Required task:
Render the following material again verbatim, leaving nothing out.
********
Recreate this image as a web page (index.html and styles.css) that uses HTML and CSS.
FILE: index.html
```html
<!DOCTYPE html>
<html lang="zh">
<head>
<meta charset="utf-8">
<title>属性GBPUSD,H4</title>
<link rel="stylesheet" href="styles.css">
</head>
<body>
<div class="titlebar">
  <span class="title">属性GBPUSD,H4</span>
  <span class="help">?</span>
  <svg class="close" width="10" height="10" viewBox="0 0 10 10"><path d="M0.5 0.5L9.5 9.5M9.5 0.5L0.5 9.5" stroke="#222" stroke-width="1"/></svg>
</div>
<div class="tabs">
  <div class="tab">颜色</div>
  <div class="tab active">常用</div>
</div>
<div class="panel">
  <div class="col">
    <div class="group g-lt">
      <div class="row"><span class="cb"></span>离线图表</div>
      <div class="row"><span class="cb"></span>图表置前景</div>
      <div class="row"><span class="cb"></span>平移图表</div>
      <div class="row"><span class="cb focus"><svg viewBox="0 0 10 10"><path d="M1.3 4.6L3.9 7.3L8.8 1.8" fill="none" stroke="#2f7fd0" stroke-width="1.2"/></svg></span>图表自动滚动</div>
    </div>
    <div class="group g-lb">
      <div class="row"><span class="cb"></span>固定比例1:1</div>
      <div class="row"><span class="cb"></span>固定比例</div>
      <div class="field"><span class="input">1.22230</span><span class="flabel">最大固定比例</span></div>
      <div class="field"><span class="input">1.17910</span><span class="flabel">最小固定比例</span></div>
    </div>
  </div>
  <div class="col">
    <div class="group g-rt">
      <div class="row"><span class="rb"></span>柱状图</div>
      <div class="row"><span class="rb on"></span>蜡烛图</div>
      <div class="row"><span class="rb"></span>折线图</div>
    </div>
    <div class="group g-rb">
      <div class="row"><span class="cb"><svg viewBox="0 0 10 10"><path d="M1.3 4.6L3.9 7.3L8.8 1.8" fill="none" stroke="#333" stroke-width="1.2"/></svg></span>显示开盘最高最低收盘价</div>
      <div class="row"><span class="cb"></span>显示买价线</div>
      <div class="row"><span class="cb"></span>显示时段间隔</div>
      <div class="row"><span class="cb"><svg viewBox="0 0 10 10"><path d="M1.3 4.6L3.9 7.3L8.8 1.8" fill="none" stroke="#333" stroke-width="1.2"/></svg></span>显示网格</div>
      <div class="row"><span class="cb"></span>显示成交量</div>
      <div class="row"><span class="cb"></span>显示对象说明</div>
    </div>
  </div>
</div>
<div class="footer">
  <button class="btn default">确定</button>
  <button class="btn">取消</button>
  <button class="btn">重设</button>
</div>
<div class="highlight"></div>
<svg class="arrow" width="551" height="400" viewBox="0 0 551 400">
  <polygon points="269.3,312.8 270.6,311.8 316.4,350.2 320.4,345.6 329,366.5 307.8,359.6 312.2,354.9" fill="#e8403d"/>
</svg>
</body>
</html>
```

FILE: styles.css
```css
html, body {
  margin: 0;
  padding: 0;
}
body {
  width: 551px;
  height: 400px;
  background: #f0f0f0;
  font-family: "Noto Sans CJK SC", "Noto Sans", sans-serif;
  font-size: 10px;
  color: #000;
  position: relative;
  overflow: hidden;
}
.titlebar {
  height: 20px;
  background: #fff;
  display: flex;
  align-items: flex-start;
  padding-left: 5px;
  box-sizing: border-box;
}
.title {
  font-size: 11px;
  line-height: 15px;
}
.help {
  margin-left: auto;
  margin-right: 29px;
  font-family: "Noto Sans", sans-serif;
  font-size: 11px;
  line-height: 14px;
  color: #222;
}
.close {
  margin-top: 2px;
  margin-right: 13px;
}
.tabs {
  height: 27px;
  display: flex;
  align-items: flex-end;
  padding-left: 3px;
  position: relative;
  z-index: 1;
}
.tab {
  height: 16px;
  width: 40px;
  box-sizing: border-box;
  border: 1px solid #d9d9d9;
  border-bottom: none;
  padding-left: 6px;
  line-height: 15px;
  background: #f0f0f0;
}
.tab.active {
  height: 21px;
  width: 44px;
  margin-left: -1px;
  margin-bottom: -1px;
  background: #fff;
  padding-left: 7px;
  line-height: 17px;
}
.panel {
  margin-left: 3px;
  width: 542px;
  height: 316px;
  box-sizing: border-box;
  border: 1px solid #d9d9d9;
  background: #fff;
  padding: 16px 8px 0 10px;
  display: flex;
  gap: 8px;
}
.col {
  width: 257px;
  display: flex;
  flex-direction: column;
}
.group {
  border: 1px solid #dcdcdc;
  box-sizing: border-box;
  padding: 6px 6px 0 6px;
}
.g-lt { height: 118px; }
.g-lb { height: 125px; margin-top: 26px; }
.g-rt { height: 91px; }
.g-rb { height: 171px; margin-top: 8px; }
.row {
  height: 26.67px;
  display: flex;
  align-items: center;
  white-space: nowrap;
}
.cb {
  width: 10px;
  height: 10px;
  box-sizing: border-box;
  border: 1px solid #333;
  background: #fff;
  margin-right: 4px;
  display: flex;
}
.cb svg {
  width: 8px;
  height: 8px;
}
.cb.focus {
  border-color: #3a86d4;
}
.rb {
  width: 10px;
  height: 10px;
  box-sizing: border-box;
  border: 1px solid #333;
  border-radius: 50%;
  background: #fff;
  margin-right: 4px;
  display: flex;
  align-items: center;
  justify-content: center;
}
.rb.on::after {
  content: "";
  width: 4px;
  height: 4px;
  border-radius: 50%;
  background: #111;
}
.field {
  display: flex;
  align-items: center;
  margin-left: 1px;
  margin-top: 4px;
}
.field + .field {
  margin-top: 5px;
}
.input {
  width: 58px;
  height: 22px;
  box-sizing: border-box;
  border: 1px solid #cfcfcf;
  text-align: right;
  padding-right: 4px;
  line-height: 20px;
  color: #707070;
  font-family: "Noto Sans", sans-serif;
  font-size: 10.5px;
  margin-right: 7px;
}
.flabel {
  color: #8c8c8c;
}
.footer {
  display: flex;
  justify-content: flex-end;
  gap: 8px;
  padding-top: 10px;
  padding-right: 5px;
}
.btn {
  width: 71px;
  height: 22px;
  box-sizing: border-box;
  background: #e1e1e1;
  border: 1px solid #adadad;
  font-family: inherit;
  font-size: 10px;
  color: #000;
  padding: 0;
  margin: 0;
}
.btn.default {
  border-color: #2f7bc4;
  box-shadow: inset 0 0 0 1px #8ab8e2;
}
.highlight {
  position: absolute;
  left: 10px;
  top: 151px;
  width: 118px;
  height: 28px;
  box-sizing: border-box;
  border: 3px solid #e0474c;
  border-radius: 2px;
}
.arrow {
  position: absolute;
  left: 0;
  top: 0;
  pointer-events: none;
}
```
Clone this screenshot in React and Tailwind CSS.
********
Final result:
Recreate this image as a web page (index.html and styles.css) that uses HTML and CSS.
FILE: index.html
```html
<!DOCTYPE html>
<html lang="zh">
<head>
<meta charset="utf-8">
<title>属性GBPUSD,H4</title>
<link rel="stylesheet" href="styles.css">
</head>
<body>
<div class="titlebar">
  <span class="title">属性GBPUSD,H4</span>
  <span class="help">?</span>
  <svg class="close" width="10" height="10" viewBox="0 0 10 10"><path d="M0.5 0.5L9.5 9.5M9.5 0.5L0.5 9.5" stroke="#222" stroke-width="1"/></svg>
</div>
<div class="tabs">
  <div class="tab">颜色</div>
  <div class="tab active">常用</div>
</div>
<div class="panel">
  <div class="col">
    <div class="group g-lt">
      <div class="row"><span class="cb"></span>离线图表</div>
      <div class="row"><span class="cb"></span>图表置前景</div>
      <div class="row"><span class="cb"></span>平移图表</div>
      <div class="row"><span class="cb focus"><svg viewBox="0 0 10 10"><path d="M1.3 4.6L3.9 7.3L8.8 1.8" fill="none" stroke="#2f7fd0" stroke-width="1.2"/></svg></span>图表自动滚动</div>
    </div>
    <div class="group g-lb">
      <div class="row"><span class="cb"></span>固定比例1:1</div>
      <div class="row"><span class="cb"></span>固定比例</div>
      <div class="field"><span class="input">1.22230</span><span class="flabel">最大固定比例</span></div>
      <div class="field"><span class="input">1.17910</span><span class="flabel">最小固定比例</span></div>
    </div>
  </div>
  <div class="col">
    <div class="group g-rt">
      <div class="row"><span class="rb"></span>柱状图</div>
      <div class="row"><span class="rb on"></span>蜡烛图</div>
      <div class="row"><span class="rb"></span>折线图</div>
    </div>
    <div class="group g-rb">
      <div class="row"><span class="cb"><svg viewBox="0 0 10 10"><path d="M1.3 4.6L3.9 7.3L8.8 1.8" fill="none" stroke="#333" stroke-width="1.2"/></svg></span>显示开盘最高最低收盘价</div>
      <div class="row"><span class="cb"></span>显示买价线</div>
      <div class="row"><span class="cb"></span>显示时段间隔</div>
      <div class="row"><span class="cb"><svg viewBox="0 0 10 10"><path d="M1.3 4.6L3.9 7.3L8.8 1.8" fill="none" stroke="#333" stroke-width="1.2"/></svg></span>显示网格</div>
      <div class="row"><span class="cb"></span>显示成交量</div>
      <div class="row"><span class="cb"></span>显示对象说明</div>
    </div>
  </div>
</div>
<div class="footer">
  <button class="btn default">确定</button>
  <button class="btn">取消</button>
  <button class="btn">重设</button>
</div>
<div class="highlight"></div>
<svg class="arrow" width="551" height="400" viewBox="0 0 551 400">
  <polygon points="269.3,312.8 270.6,311.8 316.4,350.2 320.4,345.6 329,366.5 307.8,359.6 312.2,354.9" fill="#e8403d"/>
</svg>
</body>
</html>
```

FILE: styles.css
```css
html, body {
  margin: 0;
  padding: 0;
}
body {
  width: 551px;
  height: 400px;
  background: #f0f0f0;
  font-family: "Noto Sans CJK SC", "Noto Sans", sans-serif;
  font-size: 10px;
  color: #000;
  position: relative;
  overflow: hidden;
}
.titlebar {
  height: 20px;
  background: #fff;
  display: flex;
  align-items: flex-start;
  padding-left: 5px;
  box-sizing: border-box;
}
.title {
  font-size: 11px;
  line-height: 15px;
}
.help {
  margin-left: auto;
  margin-right: 29px;
  font-family: "Noto Sans", sans-serif;
  font-size: 11px;
  line-height: 14px;
  color: #222;
}
.close {
  margin-top: 2px;
  margin-right: 13px;
}
.tabs {
  height: 27px;
  display: flex;
  align-items: flex-end;
  padding-left: 3px;
  position: relative;
  z-index: 1;
}
.tab {
  height: 16px;
  width: 40px;
  box-sizing: border-box;
  border: 1px solid #d9d9d9;
  border-bottom: none;
  padding-left: 6px;
  line-height: 15px;
  background: #f0f0f0;
}
.tab.active {
  height: 21px;
  width: 44px;
  margin-left: -1px;
  margin-bottom: -1px;
  background: #fff;
  padding-left: 7px;
  line-height: 17px;
}
.panel {
  margin-left: 3px;
  width: 542px;
  height: 316px;
  box-sizing: border-box;
  border: 1px solid #d9d9d9;
  background: #fff;
  padding: 16px 8px 0 10px;
  display: flex;
  gap: 8px;
}
.col {
  width: 257px;
  display: flex;
  flex-direction: column;
}
.group {
  border: 1px solid #dcdcdc;
  box-sizing: border-box;
  padding: 6px 6px 0 6px;
}
.g-lt { height: 118px; }
.g-lb { height: 125px; margin-top: 26px; }
.g-rt { height: 91px; }
.g-rb { height: 171px; margin-top: 8px; }
.row {
  height: 26.67px;
  display: flex;
  align-items: center;
  white-space: nowrap;
}
.cb {
  width: 10px;
  height: 10px;
  box-sizing: border-box;
  border: 1px solid #333;
  background: #fff;
  margin-right: 4px;
  display: flex;
}
.cb svg {
  width: 8px;
  height: 8px;
}
.cb.focus {
  border-color: #3a86d4;
}
.rb {
  width: 10px;
  height: 10px;
  box-sizing: border-box;
  border: 1px solid #333;
  border-radius: 50%;
  background: #fff;
  margin-right: 4px;
  display: flex;
  align-items: center;
  justify-content: center;
}
.rb.on::after {
  content: "";
  width: 4px;
  height: 4px;
  border-radius: 50%;
  background: #111;
}
.field {
  display: flex;
  align-items: center;
  margin-left: 1px;
  margin-top: 4px;
}
.field + .field {
  margin-top: 5px;
}
.input {
  width: 58px;
  height: 22px;
  box-sizing: border-box;
  border: 1px solid #cfcfcf;
  text-align: right;
  padding-right: 4px;
  line-height: 20px;
  color: #707070;
  font-family: "Noto Sans", sans-serif;
  font-size: 10.5px;
  margin-right: 7px;
}
.flabel {
  color: #8c8c8c;
}
.footer {
  display: flex;
  justify-content: flex-end;
  gap: 8px;
  padding-top: 10px;
  padding-right: 5px;
}
.btn {
  width: 71px;
  height: 22px;
  box-sizing: border-box;
  background: #e1e1e1;
  border: 1px solid #adadad;
  font-family: inherit;
  font-size: 10px;
  color: #000;
  padding: 0;
  margin: 0;
}
.btn.default {
  border-color: #2f7bc4;
  box-shadow: inset 0 0 0 1px #8ab8e2;
}
.highlight {
  position: absolute;
  left: 10px;
  top: 151px;
  width: 118px;
  height: 28px;
  box-sizing: border-box;
  border: 3px solid #e0474c;
  border-radius: 2px;
}
.arrow {
  position: absolute;
  left: 0;
  top: 0;
  pointer-events: none;
}
```
Clone this screenshot in React and Tailwind CSS.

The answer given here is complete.